L’économie de l’appréciation
Peut-être assistons-nous à un tournant. Un moment où la véritable richesse ne réside plus dans la quantité d’attention captée ou dans la dopamine que l’on distille à la minute, mais dans notre capacité à apprécier, à comprendre, à donner du sens. Le progrès technologique devrait nous libérer de la superficialité pour nous offrir la profondeur. Mais encore faut-il en avoir conscience. Nous ne sommes pas condamnés à courir après les plaisirs éphémères.
Nous devons apprendre à apprécier, à trier ce qui mérite notre attention. Marie Kondo nous a déjà montré la voie avec sa méthode KonMari, en invitant à garder ce qui « suscite de la joie ». Nous devons en faire de même avec notre temps, notre énergie, notre esprit.
Nous avons passé des années à courir après des plaisirs fugaces, à nous noyer dans l’éphémère. Mais le moment est venu de revenir à l’essentiel, de réapprendre à ressentir, à réfléchir, à créer du sens.
La question n’est plus de savoir ce que nous pouvons produire. La question est désormais : qu’allons-nous préserver ?
MD
Deep intuition Marie. Je pense qu'il y a un champ massif pour l'appréciation economy, un blue ocean. Il faut seulement creuser plus profond que la surface de ce qu'il nous est donné à voir. Un insight aussi puissant que l'hyperphysicalité.
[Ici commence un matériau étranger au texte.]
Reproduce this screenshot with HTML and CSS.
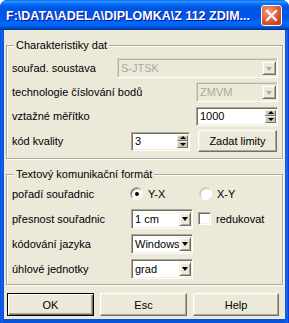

J'ajouterai aussi une perspective. Si vous êtes un professionnel d'un domaine, la ville et l'urbanisme par exemple, l'IA sera un support, un matériau qui fera l'objet de corrections et d'approfondissement de votre part, les sources seront de plus évaluées. Bref plus vous êtes spécialiste d'un domaine et moins l'IA facilite la réponse "prête à l'emploi" et nécessite un travail critique. Au fond c'est aussi le propre de la connaissance, plus vous apprenez moins vous savez, avec l'IA c'est pareil, le vertige de l'ignorance, et l'humilité face à la connaissance. Sinon bravo pour votre lettre.